▸ **Exercise requirements**: Without the pictures, write out all the lines below exactly as they appear.

▸ **Data lines**:
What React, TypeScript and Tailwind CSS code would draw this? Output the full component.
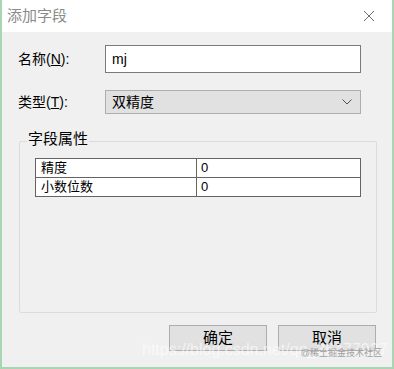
export default function App() {
  const font = { fontFamily: '"Liberation Sans", "Noto Sans CJK SC", sans-serif' };

  return (
    <div className="w-[394px] h-[369px] bg-[#a9d6b2] p-[0_2px_2px_2px] text-black" style={font}>
      <div className="h-full flex flex-col bg-[#f0f0f0]">
        {/* title bar */}
        <div className="h-[32px] bg-white flex items-center justify-between pl-[5px] pr-[17px]">
          <span className="text-[15px] text-[#8a8a8a]">添加字段</span>
          <svg width="12" height="12" viewBox="0 0 12 12">
            <path d="M1 1 L11 11 M11 1 L1 11" stroke="#6d6d6d" strokeWidth="1" fill="none" />
          </svg>
        </div>

        <div className="flex-1 flex flex-col px-[16px] pt-[13px]">
          <div className="flex items-center h-[28px]">
            <span className="w-[87px] text-[14px]">
              名称(<span className="underline">N</span>):
            </span>
            <div className="w-[256px] h-[28px] bg-white border border-[#7a7a7a] flex items-center px-[6px] text-[14px]">
              mj
            </div>
          </div>

          <div className="flex items-center h-[24px] mt-[17px]">
            <span className="w-[87px] text-[14px]">
              类型(<span className="underline">T</span>):
            </span>
            <div className="w-[256px] h-[24px] bg-[#e1e1e1] border border-[#adadad] flex items-center justify-between pl-[6px] pr-[8px] text-[14px]">
              <span>双精度</span>
              <svg width="10" height="6" viewBox="0 0 10 6">
                <path d="M0.5 0.5 L5 5 L9.5 0.5" stroke="#505050" strokeWidth="1" fill="none" />
              </svg>
            </div>
          </div>

          {/* group box */}
          <div className="relative mt-[27px] ml-[1px] w-[358px] h-[172px] border border-[#dcdcdc] rounded-[2px]">
            <span className="absolute left-[7px] top-[-13px] bg-[#f0f0f0] px-[1px] text-[15px] leading-[20px]">
              字段属性
            </span>
            <div className="mt-[16px] ml-[15px] w-[326px] border border-[#646464] bg-white text-[13px]">
              <div className="flex h-[19px] border-b border-[#646464]">
                <div className="w-[161px] border-r border-[#646464] pl-[5px] leading-[18px]">精度</div>
                <div className="flex-1 pl-[4px] leading-[18px]">0</div>
              </div>
              <div className="flex h-[18px]">
                <div className="w-[161px] border-r border-[#646464] pl-[5px] leading-[18px]">小数位数</div>
                <div className="flex-1 pl-[4px] leading-[18px]">0</div>
              </div>
            </div>
          </div>

          {/* buttons */}
          <div className="relative flex justify-end gap-[11px] mt-[12px]">
            <button className="w-[98px] h-[26px] bg-[#e1e1e1] border border-[#adadad] text-[15px]">确定</button>
            <button className="w-[98px] h-[26px] bg-[#e1e1e1] border border-[#adadad] text-[15px]">取消</button>
            <span className="absolute left-[124px] top-[13px] text-[16px] text-white/60 whitespace-nowrap">
              https://blog.csdn.net/qq_36477927
            </span>
            <span className="absolute right-[-6px] top-[22px] text-[9px] text-[#a0a0a0] whitespace-nowrap">
              @稀土掘金技术社区
            </span>
          </div>
        </div>
      </div>
    </div>
  );
}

▸ **Worked answer**:
What React, TypeScript and Tailwind CSS code would draw this? Output the full component.
export default function App() {
  const font = { fontFamily: '"Liberation Sans", "Noto Sans CJK SC", sans-serif' };

  return (
    <div className="w-[394px] h-[369px] bg-[#a9d6b2] p-[0_2px_2px_2px] text-black" style={font}>
      <div className="h-full flex flex-col bg-[#f0f0f0]">
        {/* title bar */}
        <div className="h-[32px] bg-white flex items-center justify-between pl-[5px] pr-[17px]">
          <span className="text-[15px] text-[#8a8a8a]">添加字段</span>
          <svg width="12" height="12" viewBox="0 0 12 12">
            <path d="M1 1 L11 11 M11 1 L1 11" stroke="#6d6d6d" strokeWidth="1" fill="none" />
          </svg>
        </div>

        <div className="flex-1 flex flex-col px-[16px] pt-[13px]">
          <div className="flex items-center h-[28px]">
            <span className="w-[87px] text-[14px]">
              名称(<span className="underline">N</span>):
            </span>
            <div className="w-[256px] h-[28px] bg-white border border-[#7a7a7a] flex items-center px-[6px] text-[14px]">
              mj
            </div>
          </div>

          <div className="flex items-center h-[24px] mt-[17px]">
            <span className="w-[87px] text-[14px]">
              类型(<span className="underline">T</span>):
            </span>
            <div className="w-[256px] h-[24px] bg-[#e1e1e1] border border-[#adadad] flex items-center justify-between pl-[6px] pr-[8px] text-[14px]">
              <span>双精度</span>
              <svg width="10" height="6" viewBox="0 0 10 6">
                <path d="M0.5 0.5 L5 5 L9.5 0.5" stroke="#505050" strokeWidth="1" fill="none" />
              </svg>
            </div>
          </div>

          {/* group box */}
          <div className="relative mt-[27px] ml-[1px] w-[358px] h-[172px] border border-[#dcdcdc] rounded-[2px]">
            <span className="absolute left-[7px] top-[-13px] bg-[#f0f0f0] px-[1px] text-[15px] leading-[20px]">
              字段属性
            </span>
            <div className="mt-[16px] ml-[15px] w-[326px] border border-[#646464] bg-white text-[13px]">
              <div className="flex h-[19px] border-b border-[#646464]">
                <div className="w-[161px] border-r border-[#646464] pl-[5px] leading-[18px]">精度</div>
                <div className="flex-1 pl-[4px] leading-[18px]">0</div>
              </div>
              <div className="flex h-[18px]">
                <div className="w-[161px] border-r border-[#646464] pl-[5px] leading-[18px]">小数位数</div>
                <div className="flex-1 pl-[4px] leading-[18px]">0</div>
              </div>
            </div>
          </div>

          {/* buttons */}
          <div className="relative flex justify-end gap-[11px] mt-[12px]">
            <button className="w-[98px] h-[26px] bg-[#e1e1e1] border border-[#adadad] text-[15px]">确定</button>
            <button className="w-[98px] h-[26px] bg-[#e1e1e1] border border-[#adadad] text-[15px]">取消</button>
            <span className="absolute left-[124px] top-[13px] text-[16px] text-white/60 whitespace-nowrap">
              https://blog.csdn.net/qq_36477927
            </span>
            <span className="absolute right-[-6px] top-[22px] text-[9px] text-[#a0a0a0] whitespace-nowrap">
              @稀土掘金技术社区
            </span>
          </div>
        </div>
      </div>
    </div>
  );
}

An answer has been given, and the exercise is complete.